Theory Behind the PARA Method
The underlying principles and rationale that make the PARA organizational method effective.
Also known as: PARA Theory, PARA Principles
Category: Principles
Tags: pkm, para, organizations, theory, productivity, knowledge-management
Explanation
The PARA Method (Projects, Areas, Resources, Archives) is built on several key theoretical principles that explain why it works effectively for organizing digital information.
Core Theoretical Foundations:
1. Actionability Spectrum: Information is organized by how actionable it is, not by topic or source. Projects are most actionable, followed by Areas, Resources, and finally Archives.
2. Just-in-Time Organization: Rather than pre-organizing everything, PARA encourages organizing information when needed. This avoids wasted effort categorizing things that may never be used.
3. Project-Centric Thinking: Projects provide the primary lens for organizing information because they represent concrete outcomes with deadlines.

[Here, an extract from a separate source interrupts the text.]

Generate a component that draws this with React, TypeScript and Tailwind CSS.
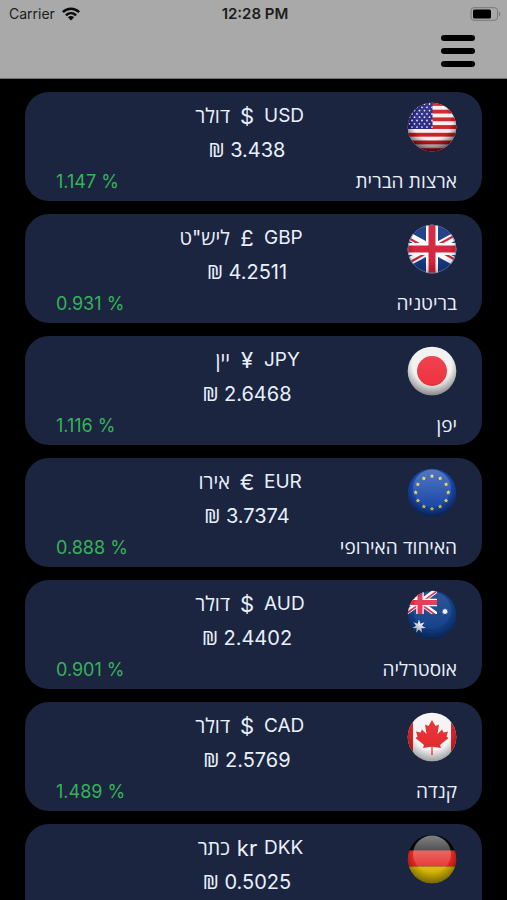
import type { ReactNode } from "react";

type Country = "us" | "gb" | "jp" | "eu" | "au" | "ca" | "de";

interface Rate {
  country: Country;
  code: string;
  symbol: string;
  currency: string;
  value: string;
  place: string;
  change: string;
}

const rates: Rate[] = [
  { country: "us", code: "USD", symbol: "$", currency: "דולר", value: "3.438", place: "ארצות הברית", change: "1.147 %" },
  { country: "gb", code: "GBP", symbol: "£", currency: 'ליש"ט', value: "4.2511", place: "בריטניה", change: "0.931 %" },
  { country: "jp", code: "JPY", symbol: "¥", currency: "יין", value: "2.6468", place: "יפן", change: "1.116 %" },
  { country: "eu", code: "EUR", symbol: "€", currency: "אירו", value: "3.7374", place: "האיחוד האירופי", change: "0.888 %" },
  { country: "au", code: "AUD", symbol: "$", currency: "דולר", value: "2.4402", place: "אוסטרליה", change: "0.901 %" },
  { country: "ca", code: "CAD", symbol: "$", currency: "דולר", value: "2.5769", place: "קנדה", change: "1.489 %" },
  { country: "de", code: "DKK", symbol: "kr", currency: "כתר", value: "0.5025", place: "", change: "" },
];

function starPoints(cx: number, cy: number, outer: number, inner: number, tips: number) {
  return Array.from({ length: tips * 2 }, (_, i) => {
    const r = i % 2 === 0 ? outer : inner;
    const a = (Math.PI * i) / tips - Math.PI / 2;
    return `${(cx + r * Math.cos(a)).toFixed(2)},${(cy + r * Math.sin(a)).toFixed(2)}`;
  }).join(" ");
}

const artwork: Record<Country, ReactNode> = {
  us: (
    <>
      <rect width="50" height="50" fill="#f6f1f0" />
      {[0, 1, 2, 3, 4, 5, 6].map((i) => (
        <rect key={i} y={i * 7.7} width="50" height="3.85" fill="#cf1a22" />
      ))}
      <rect width="25.500" height="27" fill="#23237f" />
      {[0, 1, 2, 3, 4, 5, 6, 7].map((row) =>
        [0, 1, 2, 3, 4].map((col) => (
          <circle key={`${row}-${col}`} cx={2.5 + col * 5 + (row % 2) * 2.5} cy={2 + row * 3.3} r="0.9" fill="#e4e4f4" />
        )),
      )}
    </>
  ),
  gb: (
    <>
      <rect width="50" height="50" fill="#173a86" />
      <path d="M-6 8 56 42M56 8-6 42" stroke="#fff" strokeWidth="8" />
      <path d="M-6 10 25 27M56 7 25 24M-6 43 25 26M56 40 25 23" stroke="#d3203a" strokeWidth="2.2" />
      <path d="M25 0V50M0 25H50" stroke="#fff" strokeWidth="12" />
      <path d="M25 0V50M0 25H50" stroke="#d3203a" strokeWidth="7" />
    </>
  ),
  jp: (
    <>
      <rect width="50" height="50" fill="#f0f1f1" />
      <circle cx="25" cy="25" r="15" fill="#ee2f3c" />
    </>
  ),
  eu: (
    <>
      <rect width="50" height="50" fill="#1746a8" />
      {Array.from({ length: 12 }, (_, i) => (
        <polygon
          key={i}
          points={starPoints(25 + 16.3 * Math.sin((Math.PI * i) / 6), 24.5 - 16.3 * Math.cos((Math.PI * i) / 6), 2.4, 1.1, 5)}
          fill="#f0d64a"
        />
      ))}
    </>
  ),
  au: (
    <>
      <rect width="50" height="50" fill="#123f88" />
      <svg x="0" y="0" width="30" height="24" viewBox="0 0 30 24">
        <path d="M-4 0 30 25M30 0-4 25" stroke="#fff" strokeWidth="5" />
        <path d="M-4 1 30 26M30 1-4 26" stroke="#d92b45" strokeWidth="1.8" />
        <path d="M13 0V24M0 12.500H30" stroke="#fff" strokeWidth="7.500" />
        <path d="M13 0V24M0 12.500H30" stroke="#df2d46" strokeWidth="5" />
      </svg>
      <polygon points={starPoints(12, 36.5, 7, 3, 7)} fill="#e8edf5" />
      <polygon points={starPoints(38, 21.5, 3.2, 2, 7)} fill="#f4f7fb" />
    </>
  ),
  ca: (
    <>
      <rect width="50" height="50" fill="#f4f4f4" />
      <rect width="6" height="50" fill="#df2228" />
      <rect x="44" width="6" height="50" fill="#df2228" />
      <path
        d="M25 8 28.5 14 32 12.500 30.500 22 35 17.500 36.500 20.500 41 19.500 39.500 24.500 41.500 26 33 33 34 36 25.600 34.800V43H24.400V34.800L16 36 17 33 8.500 26 10.500 24.500 9 19.500 13.500 20.500 15 17.500 19.500 22 18 12.500 21.500 14Z"
        fill="#e3262b"
      />
    </>
  ),
  de: (
    <>
      <rect width="50" height="16.500" fill="#050505" />
      <rect y="16.500" width="50" height="16" fill="#e22620" />
      <rect y="32.500" width="50" height="17.500" fill="#d2b400" />
    </>
  ),
};

const gloss: Record<Country, number> = { us: 0.1, gb: 0.06, jp: 0.12, eu: 0.26, au: 0.12, ca: 0.1, de: 0.5 };
const shade: Record<Country, number> = { us: 0.75, gb: 0.25, jp: 0.5, eu: 0.65, au: 0.5, ca: 0.4, de: 0.5 };

function Flag({ country }: { country: Country }) {
  return (
    <svg viewBox="0 0 50 50" className="size-[50px] shrink-0" aria-hidden="true">
      <defs>
        <clipPath id={`${country}-ball`}>
          <circle cx="25" cy="25" r="24.300" />
        </clipPath>
        <linearGradient id={`${country}-gloss`} x1="0" y1="0" x2="0" y2="1">
          <stop offset="0" stopColor="#fff" stopOpacity={gloss[country]} />
          <stop offset="1" stopColor="#fff" stopOpacity="0.02" />
        </linearGradient>
        <radialGradient id={`${country}-shade`} cx="0.5" cy="0.36" r="0.66">
          <stop offset="0.6" stopColor="#000" stopOpacity="0" />
          <stop offset="1" stopColor="#000" stopOpacity={shade[country]} />
        </radialGradient>
      </defs>
      <g clipPath={`url(#${country}-ball)`}>
        {artwork[country]}
        <rect width="50" height="50" fill={`url(#${country}-shade)`} />
        <ellipse cx="25" cy="20" rx="19" ry="18.500" fill={`url(#${country}-gloss)`} />
      </g>
      {country === "gb" && <circle cx="25" cy="25" r="23.800" fill="none" stroke="#6b7690" strokeOpacity="0.7" />}
    </svg>
  );
}

function StatusBar() {
  return (
    <div className="flex h-[27px] items-center pl-[9px] pr-[6px] text-[14px] leading-5 text-[#1c1c1c]">
      <div className="flex flex-1 items-center gap-[7px]">
        <span>Carrier</span>
        <svg viewBox="0 0 18 14" className="h-[14px] w-[18px]" aria-label="Wi-Fi">
          <g fill="none" stroke="#0a0a0a" strokeWidth="2.500">
            <path d="M0.900 5.100C5.500 0.600 12.500 0.600 17.100 5.100" />
            <path d="M3.900 8.300C6.900 5.500 11.100 5.500 14.100 8.300" />
          </g>
          <path d="M5.900 10.300C7.700 8.700 10.300 8.700 12.100 10.300L9 13.600Z" fill="#0a0a0a" />
        </svg>
      </div>
      <span className="text-[15px] font-semibold">12:28 PM</span>
      <div className="flex flex-1 justify-end">
        <svg viewBox="0 0 31 14" className="h-[14px] w-[31px]" aria-label="Battery">
          <rect x="1" y="0.700" width="26.500" height="12.600" rx="3" fill="none" stroke="#777" />
          <rect x="3" y="2.500" width="18" height="9" rx="1.500" fill="#000" />
          <path d="M29 4.500C30.700 5.200 30.700 8.800 29 9.500Z" fill="#777" />
        </svg>
      </div>
    </div>
  );
}

function RateCard({ rate }: { rate: Rate }) {
  return (
    <li className="rounded-[24px] bg-[#1b2540] pt-[10px] pr-[25px] pb-[5px] pl-[31px] text-[#eaf0fb]">
      <div className="flex pl-[31px]">
        <div className="flex-1">
          <div className="grid grid-cols-[1fr_34px_1fr] text-[19px] leading-7">
            <span lang="he" dir="rtl" className="text-right text-[20px]">
              {rate.currency}
            </span>
            <span className="text-center text-[22px]">{rate.symbol}</span>
            <span>{rate.code}</span>
          </div>
          <p className="pt-[6px] text-center text-[20px] leading-7">
            <span className="font-['Noto_Sans','DejaVu_Sans',sans-serif]">₪</span> {rate.value}
          </p>
        </div>
        <Flag country={rate.country} />
      </div>
      <div className="flex min-h-8 justify-between pt-1 text-[18px] leading-7">
        <span className="text-[#35b457]">{rate.change}</span>
        <span lang="he" dir="rtl" className="text-[19px]">
          {rate.place}
        </span>
      </div>
    </li>
  );
}

export default function App() {
  return (
    <div className="flex h-screen flex-col overflow-hidden bg-black font-['Inter','Open_Sans','Liberation_Sans',sans-serif]">
      <header className="shrink-0 border-b border-[#6f6f6f] bg-[#a9a9a9]">
        <StatusBar />
        <div className="flex justify-end pt-[8px] pr-[32px] pb-[11px]">
          <button type="button" aria-label="תפריט" className="flex w-[34px] flex-col gap-[7px]">
            <span className="h-[6px] w-full rounded-full bg-black" />
            <span className="h-[6px] w-full rounded-full bg-black" />
            <span className="h-[6px] w-full rounded-full bg-black" />
          </button>
        </div>
      </header>
      <main className="flex-1 overflow-y-auto px-[25px] py-[13px] [scrollbar-width:none]">
        <ul className="flex flex-col gap-[13px]">
          {rates.map((rate) => (
            <RateCard key={rate.code} rate={rate} />
          ))}
        </ul>
      </main>
    </div>
  );
}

This aligns information with action.
4. Separation of Horizons: The four categories represent different time horizons:
- Projects: Short-term (days to months)
- Areas: Ongoing (indefinite)
- Resources: Reference (as needed)
- Archives: Past (rarely accessed)
5. Minimal Viable Organization: PARA uses only four top-level categories, reducing cognitive overhead and decision fatigue when filing information.
6. Cross-Tool Consistency: The same structure works across all tools (file system, notes, task manager, cloud storage), creating cognitive consistency.
7. Progressive Disclosure: Information flows through the system - from active projects to archives - based on relevance, keeping active workspaces clean.
8. Outcome Orientation: By organizing around outcomes (projects) rather than topics, PARA naturally surfaces relevant information when it's needed for action.
The theory emphasizes that organization should serve action, not just storage.